- [What you will do] Copy each line of the data below with the word "styles".

— start Information shown —

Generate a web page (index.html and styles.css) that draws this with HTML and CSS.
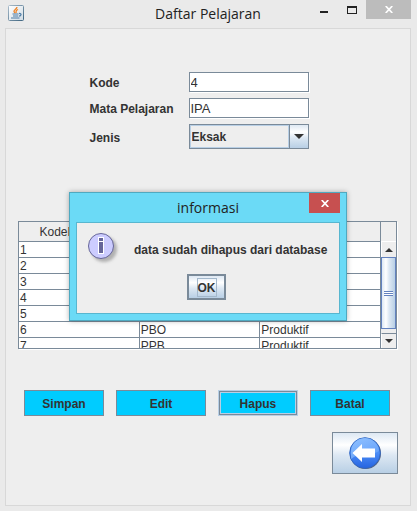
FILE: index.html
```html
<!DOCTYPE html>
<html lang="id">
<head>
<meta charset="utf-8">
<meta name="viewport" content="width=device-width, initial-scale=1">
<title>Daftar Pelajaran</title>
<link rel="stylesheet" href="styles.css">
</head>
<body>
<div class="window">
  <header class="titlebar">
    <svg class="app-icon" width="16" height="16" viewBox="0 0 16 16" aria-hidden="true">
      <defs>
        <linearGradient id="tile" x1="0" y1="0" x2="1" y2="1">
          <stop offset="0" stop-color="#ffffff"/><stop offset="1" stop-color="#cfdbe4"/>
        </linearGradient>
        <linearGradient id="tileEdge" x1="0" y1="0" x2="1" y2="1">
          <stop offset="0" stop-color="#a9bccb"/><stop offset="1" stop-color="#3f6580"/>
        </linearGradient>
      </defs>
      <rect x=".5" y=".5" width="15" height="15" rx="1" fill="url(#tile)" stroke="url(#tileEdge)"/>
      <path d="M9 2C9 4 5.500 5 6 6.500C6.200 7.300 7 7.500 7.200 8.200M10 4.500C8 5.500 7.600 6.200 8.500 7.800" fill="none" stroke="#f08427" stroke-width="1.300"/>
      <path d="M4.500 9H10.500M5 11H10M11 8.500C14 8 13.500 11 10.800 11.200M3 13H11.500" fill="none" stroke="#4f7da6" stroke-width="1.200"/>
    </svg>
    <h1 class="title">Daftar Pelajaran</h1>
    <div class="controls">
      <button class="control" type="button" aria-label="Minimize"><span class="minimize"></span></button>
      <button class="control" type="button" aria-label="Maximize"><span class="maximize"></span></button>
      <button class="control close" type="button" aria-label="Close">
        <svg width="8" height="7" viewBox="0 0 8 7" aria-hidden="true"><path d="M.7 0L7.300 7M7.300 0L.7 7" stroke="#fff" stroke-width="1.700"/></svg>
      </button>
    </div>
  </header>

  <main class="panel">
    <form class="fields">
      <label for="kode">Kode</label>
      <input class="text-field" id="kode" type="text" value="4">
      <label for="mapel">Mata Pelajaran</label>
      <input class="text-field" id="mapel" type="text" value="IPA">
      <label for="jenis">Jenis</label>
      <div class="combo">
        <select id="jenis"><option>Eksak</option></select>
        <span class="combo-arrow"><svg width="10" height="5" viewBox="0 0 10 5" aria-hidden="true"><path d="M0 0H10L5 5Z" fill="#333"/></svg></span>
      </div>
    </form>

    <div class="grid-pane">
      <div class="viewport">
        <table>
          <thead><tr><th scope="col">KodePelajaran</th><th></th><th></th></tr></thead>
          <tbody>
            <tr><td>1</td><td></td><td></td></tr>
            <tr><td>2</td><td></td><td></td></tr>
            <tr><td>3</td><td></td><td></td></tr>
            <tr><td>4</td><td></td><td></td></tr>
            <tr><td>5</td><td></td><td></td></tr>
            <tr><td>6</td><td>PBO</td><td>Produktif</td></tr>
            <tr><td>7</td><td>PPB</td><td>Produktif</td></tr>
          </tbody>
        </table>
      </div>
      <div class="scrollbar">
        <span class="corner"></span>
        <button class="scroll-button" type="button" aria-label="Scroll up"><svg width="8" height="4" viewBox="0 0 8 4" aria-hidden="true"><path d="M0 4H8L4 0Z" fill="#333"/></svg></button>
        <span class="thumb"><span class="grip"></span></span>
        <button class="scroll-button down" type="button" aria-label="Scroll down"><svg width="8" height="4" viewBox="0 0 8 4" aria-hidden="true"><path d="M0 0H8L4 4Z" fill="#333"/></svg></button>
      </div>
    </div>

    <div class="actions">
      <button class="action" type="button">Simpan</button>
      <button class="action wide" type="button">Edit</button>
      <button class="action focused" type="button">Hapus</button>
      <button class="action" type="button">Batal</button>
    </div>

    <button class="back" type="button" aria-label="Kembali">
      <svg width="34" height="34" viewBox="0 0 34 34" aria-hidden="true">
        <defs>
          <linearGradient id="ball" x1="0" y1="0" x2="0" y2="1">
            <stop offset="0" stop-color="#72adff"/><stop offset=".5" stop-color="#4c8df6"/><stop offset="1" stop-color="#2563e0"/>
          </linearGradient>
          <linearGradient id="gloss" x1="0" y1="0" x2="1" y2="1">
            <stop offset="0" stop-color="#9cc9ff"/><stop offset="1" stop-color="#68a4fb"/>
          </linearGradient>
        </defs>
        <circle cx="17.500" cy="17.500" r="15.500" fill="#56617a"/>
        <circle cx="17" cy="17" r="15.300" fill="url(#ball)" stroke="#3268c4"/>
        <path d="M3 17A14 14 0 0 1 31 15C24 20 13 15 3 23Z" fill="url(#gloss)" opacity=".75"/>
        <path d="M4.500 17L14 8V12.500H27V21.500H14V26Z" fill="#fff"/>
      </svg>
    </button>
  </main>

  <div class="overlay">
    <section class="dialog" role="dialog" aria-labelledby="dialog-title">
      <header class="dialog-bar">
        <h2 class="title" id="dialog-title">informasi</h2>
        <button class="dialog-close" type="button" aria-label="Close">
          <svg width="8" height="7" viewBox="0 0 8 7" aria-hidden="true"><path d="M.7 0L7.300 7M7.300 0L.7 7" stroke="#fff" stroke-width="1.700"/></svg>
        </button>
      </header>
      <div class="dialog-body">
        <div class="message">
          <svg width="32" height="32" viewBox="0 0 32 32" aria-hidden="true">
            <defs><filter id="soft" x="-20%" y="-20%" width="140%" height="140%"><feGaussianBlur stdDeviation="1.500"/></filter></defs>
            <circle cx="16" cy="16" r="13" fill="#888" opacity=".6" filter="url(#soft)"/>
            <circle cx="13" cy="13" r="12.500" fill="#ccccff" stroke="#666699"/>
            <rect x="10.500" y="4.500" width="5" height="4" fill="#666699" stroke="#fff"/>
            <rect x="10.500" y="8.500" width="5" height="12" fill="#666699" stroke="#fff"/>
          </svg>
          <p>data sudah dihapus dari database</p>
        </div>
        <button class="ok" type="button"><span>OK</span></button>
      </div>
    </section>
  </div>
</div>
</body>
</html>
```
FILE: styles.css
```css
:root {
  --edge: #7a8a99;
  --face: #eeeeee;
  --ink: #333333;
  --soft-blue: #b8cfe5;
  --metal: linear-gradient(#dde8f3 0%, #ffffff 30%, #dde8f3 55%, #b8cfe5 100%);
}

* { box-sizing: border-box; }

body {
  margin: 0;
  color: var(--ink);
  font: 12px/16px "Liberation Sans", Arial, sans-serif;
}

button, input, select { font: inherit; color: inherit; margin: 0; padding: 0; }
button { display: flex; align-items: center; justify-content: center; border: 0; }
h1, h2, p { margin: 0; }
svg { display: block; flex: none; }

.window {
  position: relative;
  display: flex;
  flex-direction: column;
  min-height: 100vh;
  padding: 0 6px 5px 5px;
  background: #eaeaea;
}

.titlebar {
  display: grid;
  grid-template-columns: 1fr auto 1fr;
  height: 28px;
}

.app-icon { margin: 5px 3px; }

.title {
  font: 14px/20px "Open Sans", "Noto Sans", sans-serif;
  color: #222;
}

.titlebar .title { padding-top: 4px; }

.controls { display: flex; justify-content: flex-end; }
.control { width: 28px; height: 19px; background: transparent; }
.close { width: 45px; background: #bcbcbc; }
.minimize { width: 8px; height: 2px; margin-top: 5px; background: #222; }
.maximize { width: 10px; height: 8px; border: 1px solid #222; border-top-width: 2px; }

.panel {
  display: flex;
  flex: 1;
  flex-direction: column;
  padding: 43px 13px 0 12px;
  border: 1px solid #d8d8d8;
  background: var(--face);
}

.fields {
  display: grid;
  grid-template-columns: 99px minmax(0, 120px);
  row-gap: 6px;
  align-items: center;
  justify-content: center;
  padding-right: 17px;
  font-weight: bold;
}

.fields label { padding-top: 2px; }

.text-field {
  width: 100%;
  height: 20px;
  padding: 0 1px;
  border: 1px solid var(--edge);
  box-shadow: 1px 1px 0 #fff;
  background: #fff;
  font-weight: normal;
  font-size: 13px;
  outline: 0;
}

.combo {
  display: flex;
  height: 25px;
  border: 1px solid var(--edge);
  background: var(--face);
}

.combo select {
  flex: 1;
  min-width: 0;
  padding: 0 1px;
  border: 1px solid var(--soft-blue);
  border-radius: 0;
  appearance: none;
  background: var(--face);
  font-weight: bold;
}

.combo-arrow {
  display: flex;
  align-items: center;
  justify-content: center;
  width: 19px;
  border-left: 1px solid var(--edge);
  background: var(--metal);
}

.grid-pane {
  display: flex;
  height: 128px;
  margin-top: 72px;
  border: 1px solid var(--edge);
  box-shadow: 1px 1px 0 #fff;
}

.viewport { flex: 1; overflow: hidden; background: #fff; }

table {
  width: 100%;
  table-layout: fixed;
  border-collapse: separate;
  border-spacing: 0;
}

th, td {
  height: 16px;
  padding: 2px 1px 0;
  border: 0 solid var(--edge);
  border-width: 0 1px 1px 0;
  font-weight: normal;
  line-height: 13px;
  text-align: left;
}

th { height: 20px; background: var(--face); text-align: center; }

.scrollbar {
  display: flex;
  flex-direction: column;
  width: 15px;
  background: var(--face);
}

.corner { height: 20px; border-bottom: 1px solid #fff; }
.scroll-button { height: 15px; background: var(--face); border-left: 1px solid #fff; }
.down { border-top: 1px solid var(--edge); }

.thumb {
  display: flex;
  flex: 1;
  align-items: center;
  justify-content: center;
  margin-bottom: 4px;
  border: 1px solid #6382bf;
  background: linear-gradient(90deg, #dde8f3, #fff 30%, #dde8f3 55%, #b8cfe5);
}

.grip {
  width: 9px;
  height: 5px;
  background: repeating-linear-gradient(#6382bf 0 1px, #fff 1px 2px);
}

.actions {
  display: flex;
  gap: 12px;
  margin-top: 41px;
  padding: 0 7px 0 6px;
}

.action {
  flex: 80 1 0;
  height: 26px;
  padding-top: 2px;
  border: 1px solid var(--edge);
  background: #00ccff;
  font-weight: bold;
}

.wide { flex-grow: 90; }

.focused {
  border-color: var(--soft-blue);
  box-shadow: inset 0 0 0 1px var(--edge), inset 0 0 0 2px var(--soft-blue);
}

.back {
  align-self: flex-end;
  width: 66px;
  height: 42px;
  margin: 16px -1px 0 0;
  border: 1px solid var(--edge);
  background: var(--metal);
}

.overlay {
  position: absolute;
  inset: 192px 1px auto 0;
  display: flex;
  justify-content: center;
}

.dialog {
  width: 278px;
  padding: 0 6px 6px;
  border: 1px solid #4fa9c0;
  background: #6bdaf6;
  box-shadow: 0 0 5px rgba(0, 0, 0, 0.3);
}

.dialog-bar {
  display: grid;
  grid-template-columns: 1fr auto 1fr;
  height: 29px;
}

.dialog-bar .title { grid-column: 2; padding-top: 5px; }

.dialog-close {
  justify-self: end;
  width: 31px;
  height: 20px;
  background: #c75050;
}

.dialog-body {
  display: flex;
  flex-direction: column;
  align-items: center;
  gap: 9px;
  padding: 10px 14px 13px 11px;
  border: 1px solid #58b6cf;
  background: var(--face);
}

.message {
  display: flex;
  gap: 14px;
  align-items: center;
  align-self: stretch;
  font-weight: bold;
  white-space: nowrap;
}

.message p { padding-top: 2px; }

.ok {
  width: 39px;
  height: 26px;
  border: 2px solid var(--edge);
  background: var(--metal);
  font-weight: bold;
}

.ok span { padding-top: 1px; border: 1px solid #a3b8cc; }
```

— end Information shown —

- [Task solution]
Generate a web page (index.html and styles.css) that draws this with HTML and CSS.
<link rel="stylesheet" href="styles.css">
FILE: styles.css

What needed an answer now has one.